- Born: January 9, 1923 Suzhou, China
- Died: April 21, 2020 (aged 97) Fremont, California
- Education: Central University (B.S) Michigan State University (M.S, Ph.D)
- Years active: 1956-1988
- Spouse: Kim Kwong Ching ​(m. 1947)​
- Parent(s): Sheng Wen Hui Ying Tsou

= Te May Ching =

Chinese seed physiologist (1923–2020)

Te May Ching (January 9, 1923 - April 21, 2020) was a seed physiologist and worked for the OSU Crop Science Department from 1956 until her retirement in 1988.

== Life and education ==
Te May Ching was born January 9, 1923, in Suzhou, China, to her parents Sheng Wen and Hui Ying Tsou. She met her husband, Kim Kwong Ching, at the Central University in Nanjing; they married on August 10, 1947, in Shanghai, China.

She earned a B.S. in Forest Products and Wood Chemistry in 1944 from the Central University in Nanjing, China.

She moved to the United States and began a graduate program at Michigan State University, where she earned an M.S. in Wood Technology in 1950 and Ph.D. in Cytology and Genetics in 1954. She had a two-year post-doctoral fellowship in plant physiology research at MSU.

== Oregon State University ==
In 1956, Ching was hired as an Assistant Agronomist in the Oregon State College (OSC) Farm Crops Experiment Station in Corvallis, Oregon.

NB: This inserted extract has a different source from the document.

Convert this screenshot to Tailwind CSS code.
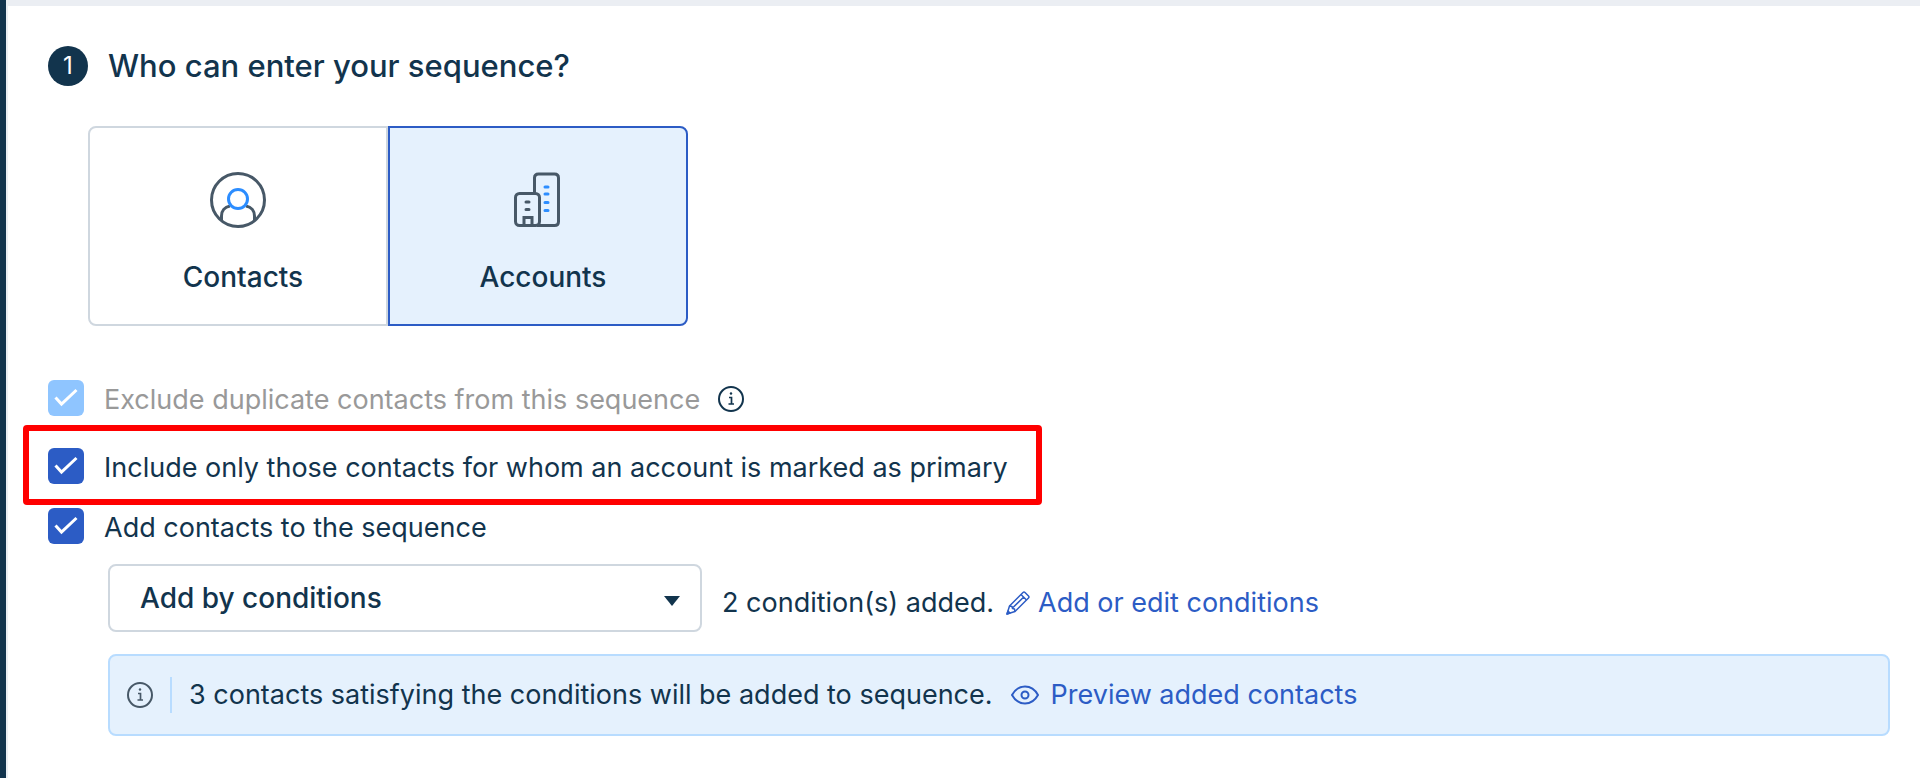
<!DOCTYPE html>
<html lang="en">
<head>
  <meta charset="UTF-8">
  <meta name="viewport" content="width=device-width, initial-scale=1">
  <title>Sequence settings</title>
  <script src="https://cdn.jsdelivr.net/npm/@tailwindcss/browser@4"></script>
</head>
<body class="min-h-screen flex bg-white text-[#12344d] text-[27px] leading-10 font-['Inter',sans-serif]">
  <!-- Edge of the side navigation -->
  <div class="w-2 shrink-0 bg-[#12344d] border-r-2 border-[#ebeff3]"></div>

  <main class="flex-1 border-t-6 border-[#ebeef3] pl-10 pr-[30px] pt-10 pb-10">
    <!-- Step title -->
    <div class="flex items-center gap-5">
      <span class="size-10 rounded-full bg-[#12344d] text-white text-2xl flex items-center justify-center">1</span>
      <h1 class="text-[31px] leading-10 font-medium">Who can enter your sequence?</h1>
    </div>

    <!-- Record type -->
    <div class="flex ml-10 mt-10">
      <button type="button" class="w-[300px] h-[200px] border-2 border-[#cfd7df] rounded-l-lg flex flex-col items-center pt-11">
        <svg class="size-14" viewBox="0 0 56 56" fill="none" stroke="#475867" stroke-width="3">
          <circle cx="28" cy="28" r="26.5"/>
          <path d="M11.500 48v-4c0-5 3-9 8.500-10M44.500 48v-4c0-5-3-9-8.500-10"/>
          <circle cx="28" cy="27" r="9.500" stroke="#2c8dff"/>
        </svg>
        <span class="mt-[29px] pl-2.5 text-[28px] leading-10 font-medium">Contacts</span>
      </button>
      <button type="button" class="w-[300px] h-[200px] border-2 border-[#2c5cc5] bg-[#e5f1fd] rounded-r-lg flex flex-col items-center pt-11">
        <svg class="size-14" viewBox="0 0 56 56" fill="none" stroke="#475867" stroke-width="3">
          <path d="M24.500 20V6q0-4 4-4h16q4 0 4 4v43.500q0 4-4 4H27"/>
          <rect x="5.500" y="21.500" width="24" height="32" rx="4"/>
          <path d="M14 53.500v-8h8v8"/>
          <path d="M16 30h3M16 37.500h3" stroke-linecap="round"/>
          <path d="M35 15h3M35 22h3M35 30.500h3M35 38.500h3" stroke="#2c8dff" stroke-linecap="round"/>
        </svg>
        <span class="mt-[29px] pl-2.5 text-[28px] leading-10 font-medium">Accounts</span>
      </button>
    </div>

    <!-- Options -->
    <div class="flex items-start mt-[54px]">
      <label class="flex items-start gap-5 text-[#999]">
        <span class="relative size-9 shrink-0">
          <input type="checkbox" checked disabled class="block size-9 appearance-none rounded-md bg-[#8fc5ff]">
          <svg class="absolute inset-0 size-9 pointer-events-none" viewBox="0 0 36 36" fill="none" stroke="#fff" stroke-width="3"><path d="M7.500 17.500l6 6.500L28.500 10"/></svg>
        </span>
        Exclude duplicate contacts from this sequence
      </label>
      <button type="button" aria-label="About duplicates" class="ml-[18px] mt-1.5">
        <svg class="size-[26px]" viewBox="0 0 26 26" fill="none" stroke="currentColor" stroke-width="2">
          <circle cx="13" cy="13" r="12"/>
          <path d="M11 11.500h2.500v6M10.500 18h5.500" stroke-width="1.700"/>
          <circle cx="13" cy="7.500" r="1.200" fill="currentColor" stroke="none"/>
        </svg>
      </button>
    </div>

    <div class="w-fit -ml-[25px] mt-[5px] border-6 border-[#f00] rounded-sm pl-[19px] pr-7 pt-[17px] pb-[11px]">
      <label class="flex items-start gap-5">
        <span class="relative size-9 shrink-0">
          <input type="checkbox" checked class="block size-9 appearance-none rounded-md bg-[#2c5cc5]">
          <svg class="absolute inset-0 size-9 pointer-events-none" viewBox="0 0 36 36" fill="none" stroke="#fff" stroke-width="3"><path d="M7.500 17.500l6 6.500L28.500 10"/></svg>
        </span>
        Include only those contacts for whom an account is marked as primary
      </label>
    </div>

    <label class="flex w-fit items-start gap-5 mt-[3px]">
      <span class="relative size-9 shrink-0">
        <input type="checkbox" checked class="block size-9 appearance-none rounded-md bg-[#2c5cc5]">
        <svg class="absolute inset-0 size-9 pointer-events-none" viewBox="0 0 36 36" fill="none" stroke="#fff" stroke-width="3"><path d="M7.500 17.500l6 6.500L28.500 10"/></svg>
      </span>
      Add contacts to the sequence
    </label>

    <div class="ml-15 mt-4 flex items-center gap-5">
      <div class="relative w-[594px]">
        <select aria-label="How contacts are added" class="block w-full h-[68px] appearance-none border-2 border-[#cfd7df] rounded-lg bg-white pl-[30px] pr-14 text-[28px] font-medium">
          <option>Add by conditions</option>
        </select>
        <svg class="absolute right-[22px] top-8 w-4 h-2.5 pointer-events-none" viewBox="0 0 16 10" fill="#12344d"><path d="M0 0h16L8 10z"/></svg>
      </div>
      <p class="flex items-center pt-2.5">
        2 condition(s) added.
        <a href="#" class="flex items-center gap-2 ml-3 text-[#2c5cc5]">
          <svg class="size-6" viewBox="0 0 24 24" fill="none" stroke="currentColor" stroke-width="1.500" stroke-linejoin="round">
            <path d="M1 23l2.500-8L17 1.500q1-1 2 0L22.500 5q1 1 0 2L9 20.500z"/>
            <path d="M3.500 15l2.500.5.500 2 2 .5.500 2.500M15 3.500l5.500 5.500M7 16.500L18 5.800M1 23l3-1-2-2z"/>
          </svg>
          Add or edit conditions
        </a>
      </p>
    </div>

    <!-- Result banner -->
    <div class="ml-15 mt-[22px] h-[82px] flex items-center border-2 border-[#b8dcff] rounded-lg bg-[#e5f1fd] pl-[17px]">
      <svg class="size-[26px]" viewBox="0 0 26 26" fill="none" stroke="#475867" stroke-width="2">
        <circle cx="13" cy="13" r="12"/>
        <path d="M11 11.500h2.500v6M10.500 18h5.500" stroke-width="1.700"/>
        <circle cx="13" cy="7.500" r="1.200" fill="#475867" stroke="none"/>
      </svg>
      <p class="ml-[17px] h-9 flex items-center border-l-2 border-[#b8dcff] pl-[17px]">
        3 contacts satisfying the conditions will be added to sequence.
        <a href="#" class="flex items-center gap-3 ml-[18px] text-[#2c5cc5]">
          <svg class="w-7 h-5" viewBox="0 0 28 20" fill="none" stroke="currentColor" stroke-width="2">
            <path d="M1 10C4 4.500 8.500 1.500 14 1.500S24 4.500 27 10c-3 5.500-7.500 8.500-13 8.500S4 15.500 1 10z"/>
            <circle cx="14" cy="10" r="3.500"/>
          </svg>
          Preview added contacts
        </a>
      </p>
    </div>
  </main>
</body>
</html>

She taught courses on seed physiology and conducted different types of research in OSC. Her work on a grain called triticale in the 1980s was part of a larger program that looked for the highest quality seeds for agriculture. In 1983, she developed a method to use an extract from fireflies to investigate differences between shriveled and plump seeds, specifically looking at enzyme variations. Ching published research papers on seed treatments, storage, and germination processes and presented her work internationally.

In 1960, she was an assistant professor in the Farm Crops Department. She was promoted to Associate Professor in 1962 and Professor in 1971.

She was part of the American Society of Agronomy, the President’s Commission on Human Rights and Responsibilities, and the Association of Women in Science. In 1985, she was made a Fellow of the American Society of Agronomy.

Ching was involved in international education and cooperation. She gave talks in China, served as an advisor for the Chinese Student Association at OSU, and was a member of the OSU International Education Committee.

== Retirement ==
Te May Ching retired from the OSU in 1988 and was made an emeritus professor.

She and her husband moved to Fremont, California, in 1998. She died from Alzheimer's disease on April 21, 2020.